#### [Exercise goal]
Restate the whole listing word for word. Pictures are left out.

#### [Collected data]
------------------------------
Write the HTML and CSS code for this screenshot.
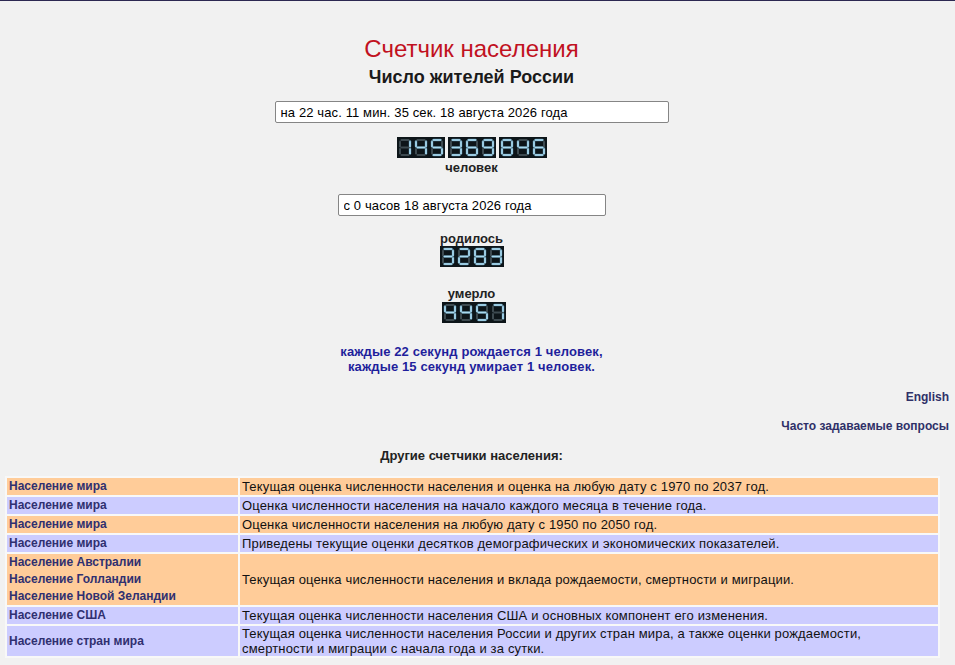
FILE: index.html
```html
<!DOCTYPE html>
<html>

<head>
    <title>Счетчик населения России</title>
    <meta charset="utf-8">
    <link rel="stylesheet" href="styles.css">
</head>

<body>
    <div class="counter">
        <h1 class="title">Счетчик населения</h1>
        <h2 class="subtitle">Число жителей России</h2>

        <input type="text" class="date-field date-field-wide" value="на 22 час. 11 мин. 35 сек. 18 августа 2026 года" readonly>
        <div class="lcd lcd-main" data-value="145369846" data-group="3"></div>
        <div class="caption caption-after">человек</div>

        <input type="text" class="date-field date-field-short" value="с 0 часов 18 августа 2026 года" readonly>
        <div class="caption caption-births">родилось</div>
        <div class="lcd" data-value="3283"></div>
        <div class="caption caption-deaths">умерло</div>
        <div class="lcd lcd-deaths" data-value="4457"></div>

        <p class="rate">каждые 22 секунд рождается 1 человек,<br>каждые 15 секунд умирает 1 человек.</p>
    </div>

    <div class="links">
        <a href="#" class="link-english">English</a>
        <a href="#" class="link-faq">Часто задаваемые вопросы</a>
    </div>

    <div class="section-title">Другие счетчики населения:</div>

    <table class="others">
        <tr class="row-orange">
            <td class="country"><a href="#">Население мира</a></td>
            <td class="about">Текущая оценка численности населения и оценка на любую дату с 1970 по 2037 год.</td>
        </tr>
        <tr class="row-blue">
            <td class="country"><a href="#">Население мира</a></td>
            <td class="about">Оценка численности населения на начало каждого месяца в течение года.</td>
        </tr>
        <tr class="row-orange">
            <td class="country"><a href="#">Население мира</a></td>
            <td class="about">Оценка численности населения на любую дату с 1950 по 2050 год.</td>
        </tr>
        <tr class="row-blue">
            <td class="country"><a href="#">Население мира</a></td>
            <td class="about">Приведены текущие оценки десятков демографических и экономических показателей.</td>
        </tr>
        <tr class="row-orange">
            <td class="country">
                <a href="#">Население Австралии</a><br>
                <a href="#">Население Голландии</a><br>
                <a href="#">Население Новой Зеландии</a>
            </td>
            <td class="about">Текущая оценка численности населения и вклада рождаемости, смертности и миграции.</td>
        </tr>
        <tr class="row-blue">
            <td class="country"><a href="#">Население США</a></td>
            <td class="about">Текущая оценка численности населения США и основных компонент его изменения.</td>
        </tr>
        <tr class="row-blue">
            <td class="country"><a href="#">Население стран мира</a></td>
            <td class="about">Текущая оценка численности населения России и других стран мира, а также оценки рождаемости,<br>смертности и миграции с начала года и за сутки.</td>
        </tr>
    </table>

    <script src="script.js"></script>
</body>

</html>
```

FILE: styles.css
```css
body {
    margin: 0;
    padding: 0;
    border-top: 1px solid #2c2852;
    background-color: #f1f1f1;
    font-family: "Liberation Sans", Arial, sans-serif;
    color: #222;
}

a {
    text-decoration: none;
}

.counter {
    width: 943px;
    display: flex;
    flex-direction: column;
    align-items: center;
}

.title {
    margin: 34px 0 0;
    font-size: 24px;
    line-height: 28px;
    font-weight: normal;
    color: #c1121f;
}

.subtitle {
    margin: 4px 0 0;
    font-size: 18px;
    line-height: 20px;
    font-weight: bold;
    color: #1a1a1a;
}

.date-field {
    box-sizing: border-box;
    height: 22px;
    padding: 0 5px;
    border: 1px solid #858585;
    border-radius: 2px;
    background-color: #fff;
    font-family: "Liberation Sans", Arial, sans-serif;
    font-size: 13px;
    letter-spacing: 0.12px;
    color: #000;
}

.date-field-wide {
    width: 394px;
    margin-top: 14px;
}

.date-field-short {
    width: 268px;
    margin-top: 19px;
}

.caption {
    font-size: 13px;
    line-height: 15px;
    font-weight: bold;
    color: #222;
}

.caption-after {
    margin-top: 2px;
}

.caption-births {
    margin-top: 15px;
}

.caption-deaths {
    margin-top: 19px;
}

/* seven-segment displays, digits are drawn by script.js */
.lcd {
    display: flex;
    gap: 3px;
    height: 21px;
}

.lcd-main {
    margin-top: 14px;
}

.lcd-deaths {
    margin-top: 1px;
    margin-left: 5px;
}

.lcd-group {
    display: flex;
    background-color: #0d1519;
}

.lcd-digit {
    display: block;
    width: 16px;
    height: 21px;
}

.lcd-digit .off {
    fill: #3d4a50;
}

.lcd-digit .on {
    fill: #a9d9ef;
    stroke: #5f95ad;
    stroke-width: 0.4;
}

.rate {
    margin: 21px 0 0;
    font-size: 13px;
    line-height: 15px;
    font-weight: bold;
    letter-spacing: 0.12px;
    text-align: center;
    color: #1f1f9c;
}

.links {
    width: 949px;
    margin-top: 16px;
    display: flex;
    flex-direction: column;
    align-items: flex-end;
    gap: 15px;
}

.links a {
    font-size: 12px;
    line-height: 14px;
    font-weight: bold;
    color: #2f3068;
}

.section-title {
    width: 943px;
    margin-top: 15px;
    font-size: 13px;
    line-height: 15px;
    font-weight: bold;
    text-align: center;
    color: #222;
}

.others {
    width: 935px;
    margin: 13px 0 0 5px;
    border-collapse: separate;
    border-spacing: 2px;
    background-color: #f8f8f8;
}

.others td {
    padding: 0 2px;
    vertical-align: middle;
}

.country {
    width: 227px;
    font-size: 12px;
    line-height: 17px;
    font-weight: bold;
}

.country a {
    color: #303070;
}

.about {
    padding: 1px 2px;
    font-size: 13px;
    line-height: 15px;
    letter-spacing: 0.16px;
    color: #111;
}

.row-orange td {
    background-color: #ffcc99;
}

.row-blue td {
    background-color: #ccccff;
}
```

FILE: script.js
```js
// seven-segment digit drawing for the counters
var SEGMENTS = {
    a: '4.2,2 11.8,2 12.8,3 11.8,4 4.2,4 3.2,3',
    b: '12,4.2 13,3.2 14,4.2 14,9.6 13,10.5 12,9.6',
    c: '12,11.4 13,10.5 14,11.4 14,16.8 13,17.8 12,16.8',
    d: '4.2,17 11.8,17 12.8,18 11.8,19 4.2,19 3.2,18',
    e: '2,11.4 3,10.5 4,11.4 4,16.8 3,17.8 2,16.8',
    f: '2,4.2 3,3.2 4,4.2 4,9.6 3,10.5 2,9.6',
    g: '4.2,9.5 11.8,9.5 12.8,10.5 11.8,11.5 4.2,11.5 3.2,10.5'
};

var DIGITS = ['abcdef', 'bc', 'abdeg', 'abcdg', 'bcfg', 'acdfg', 'acdefg', 'abc', 'abcdefg', 'abcdfg'];

function drawDigit(n) {
    var lit = DIGITS[n];
    var svg = '<svg class="lcd-digit" viewBox="0 0 16 21">';
    for (var s in SEGMENTS) {
        var cls = lit.indexOf(s) >= 0 ? 'on' : 'off';
        svg += '<polygon class="' + cls + '" points="' + SEGMENTS[s] + '"/>';
    }
    return svg + '</svg>';
}

document.querySelectorAll('.lcd').forEach(function (el) {
    var value = el.dataset.value;
    var size = parseInt(el.dataset.group, 10) || value.length;
    var html = '';
    for (var i = 0; i < value.length; i += size) {
        html += '<span class="lcd-group">';
        value.substr(i, size).split('').forEach(function (ch) {
            html += drawDigit(+ch);
        });
        html += '</span>';
    }
    el.innerHTML = html;
});
```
------------------------------
#### [Response to this task]
Write the HTML and CSS code for this screenshot.
FILE: index.html
```html
<!DOCTYPE html>
<html>

<head>
    <title>Счетчик населения России</title>
    <meta charset="utf-8">
    <link rel="stylesheet" href="styles.css">
</head>

<body>
    <div class="counter">
        <h1 class="title">Счетчик населения</h1>
        <h2 class="subtitle">Число жителей России</h2>

        <input type="text" class="date-field date-field-wide" value="на 22 час. 11 мин. 35 сек. 18 августа 2026 года" readonly>
        <div class="lcd lcd-main" data-value="145369846" data-group="3"></div>
        <div class="caption caption-after">человек</div>

        <input type="text" class="date-field date-field-short" value="с 0 часов 18 августа 2026 года" readonly>
        <div class="caption caption-births">родилось</div>
        <div class="lcd" data-value="3283"></div>
        <div class="caption caption-deaths">умерло</div>
        <div class="lcd lcd-deaths" data-value="4457"></div>

        <p class="rate">каждые 22 секунд рождается 1 человек,<br>каждые 15 секунд умирает 1 человек.</p>
    </div>

    <div class="links">
        <a href="#" class="link-english">English</a>
        <a href="#" class="link-faq">Часто задаваемые вопросы</a>
    </div>

    <div class="section-title">Другие счетчики населения:</div>

    <table class="others">
        <tr class="row-orange">
            <td class="country"><a href="#">Население мира</a></td>
            <td class="about">Текущая оценка численности населения и оценка на любую дату с 1970 по 2037 год.</td>
        </tr>
        <tr class="row-blue">
            <td class="country"><a href="#">Население мира</a></td>
            <td class="about">Оценка численности населения на начало каждого месяца в течение года.</td>
        </tr>
        <tr class="row-orange">
            <td class="country"><a href="#">Население мира</a></td>
            <td class="about">Оценка численности населения на любую дату с 1950 по 2050 год.</td>
        </tr>
        <tr class="row-blue">
            <td class="country"><a href="#">Население мира</a></td>
            <td class="about">Приведены текущие оценки десятков демографических и экономических показателей.</td>
        </tr>
        <tr class="row-orange">
            <td class="country">
                <a href="#">Население Австралии</a><br>
                <a href="#">Население Голландии</a><br>
                <a href="#">Население Новой Зеландии</a>
            </td>
            <td class="about">Текущая оценка численности населения и вклада рождаемости, смертности и миграции.</td>
        </tr>
        <tr class="row-blue">
            <td class="country"><a href="#">Население США</a></td>
            <td class="about">Текущая оценка численности населения США и основных компонент его изменения.</td>
        </tr>
        <tr class="row-blue">
            <td class="country"><a href="#">Население стран мира</a></td>
            <td class="about">Текущая оценка численности населения России и других стран мира, а также оценки рождаемости,<br>смертности и миграции с начала года и за сутки.</td>
        </tr>
    </table>

    <script src="script.js"></script>
</body>

</html>
```

FILE: styles.css
```css
body {
    margin: 0;
    padding: 0;
    border-top: 1px solid #2c2852;
    background-color: #f1f1f1;
    font-family: "Liberation Sans", Arial, sans-serif;
    color: #222;
}

a {
    text-decoration: none;
}

.counter {
    width: 943px;
    display: flex;
    flex-direction: column;
    align-items: center;
}

.title {
    margin: 34px 0 0;
    font-size: 24px;
    line-height: 28px;
    font-weight: normal;
    color: #c1121f;
}

.subtitle {
    margin: 4px 0 0;
    font-size: 18px;
    line-height: 20px;
    font-weight: bold;
    color: #1a1a1a;
}

.date-field {
    box-sizing: border-box;
    height: 22px;
    padding: 0 5px;
    border: 1px solid #858585;
    border-radius: 2px;
    background-color: #fff;
    font-family: "Liberation Sans", Arial, sans-serif;
    font-size: 13px;
    letter-spacing: 0.12px;
    color: #000;
}

.date-field-wide {
    width: 394px;
    margin-top: 14px;
}

.date-field-short {
    width: 268px;
    margin-top: 19px;
}

.caption {
    font-size: 13px;
    line-height: 15px;
    font-weight: bold;
    color: #222;
}

.caption-after {
    margin-top: 2px;
}

.caption-births {
    margin-top: 15px;
}

.caption-deaths {
    margin-top: 19px;
}

/* seven-segment displays, digits are drawn by script.js */
.lcd {
    display: flex;
    gap: 3px;
    height: 21px;
}

.lcd-main {
    margin-top: 14px;
}

.lcd-deaths {
    margin-top: 1px;
    margin-left: 5px;
}

.lcd-group {
    display: flex;
    background-color: #0d1519;
}

.lcd-digit {
    display: block;
    width: 16px;
    height: 21px;
}

.lcd-digit .off {
    fill: #3d4a50;
}

.lcd-digit .on {
    fill: #a9d9ef;
    stroke: #5f95ad;
    stroke-width: 0.4;
}

.rate {
    margin: 21px 0 0;
    font-size: 13px;
    line-height: 15px;
    font-weight: bold;
    letter-spacing: 0.12px;
    text-align: center;
    color: #1f1f9c;
}

.links {
    width: 949px;
    margin-top: 16px;
    display: flex;
    flex-direction: column;
    align-items: flex-end;
    gap: 15px;
}

.links a {
    font-size: 12px;
    line-height: 14px;
    font-weight: bold;
    color: #2f3068;
}

.section-title {
    width: 943px;
    margin-top: 15px;
    font-size: 13px;
    line-height: 15px;
    font-weight: bold;
    text-align: center;
    color: #222;
}

.others {
    width: 935px;
    margin: 13px 0 0 5px;
    border-collapse: separate;
    border-spacing: 2px;
    background-color: #f8f8f8;
}

.others td {
    padding: 0 2px;
    vertical-align: middle;
}

.country {
    width: 227px;
    font-size: 12px;
    line-height: 17px;
    font-weight: bold;
}

.country a {
    color: #303070;
}

.about {
    padding: 1px 2px;
    font-size: 13px;
    line-height: 15px;
    letter-spacing: 0.16px;
    color: #111;
}

.row-orange td {
    background-color: #ffcc99;
}

.row-blue td {
    background-color: #ccccff;
}
```

FILE: script.js
```js
// seven-segment digit drawing for the counters
var SEGMENTS = {
    a: '4.2,2 11.8,2 12.8,3 11.8,4 4.2,4 3.2,3',
    b: '12,4.2 13,3.2 14,4.2 14,9.6 13,10.5 12,9.6',
    c: '12,11.4 13,10.5 14,11.4 14,16.8 13,17.8 12,16.8',
    d: '4.2,17 11.8,17 12.8,18 11.8,19 4.2,19 3.2,18',
    e: '2,11.4 3,10.5 4,11.4 4,16.8 3,17.8 2,16.8',
    f: '2,4.2 3,3.2 4,4.2 4,9.6 3,10.5 2,9.6',
    g: '4.2,9.5 11.8,9.5 12.8,10.5 11.8,11.5 4.2,11.5 3.2,10.5'
};

var DIGITS = ['abcdef', 'bc', 'abdeg', 'abcdg', 'bcfg', 'acdfg', 'acdefg', 'abc', 'abcdefg', 'abcdfg'];

function drawDigit(n) {
    var lit = DIGITS[n];
    var svg = '<svg class="lcd-digit" viewBox="0 0 16 21">';
    for (var s in SEGMENTS) {
        var cls = lit.indexOf(s) >= 0 ? 'on' : 'off';
        svg += '<polygon class="' + cls + '" points="' + SEGMENTS[s] + '"/>';
    }
    return svg + '</svg>';
}

document.querySelectorAll('.lcd').forEach(function (el) {
    var value = el.dataset.value;
    var size = parseInt(el.dataset.group, 10) || value.length;
    var html = '';
    for (var i = 0; i < value.length; i += size) {
        html += '<span class="lcd-group">';
        value.substr(i, size).split('').forEach(function (ch) {
            html += drawDigit(+ch);
        });
        html += '</span>';
    }
    el.innerHTML = html;
});
```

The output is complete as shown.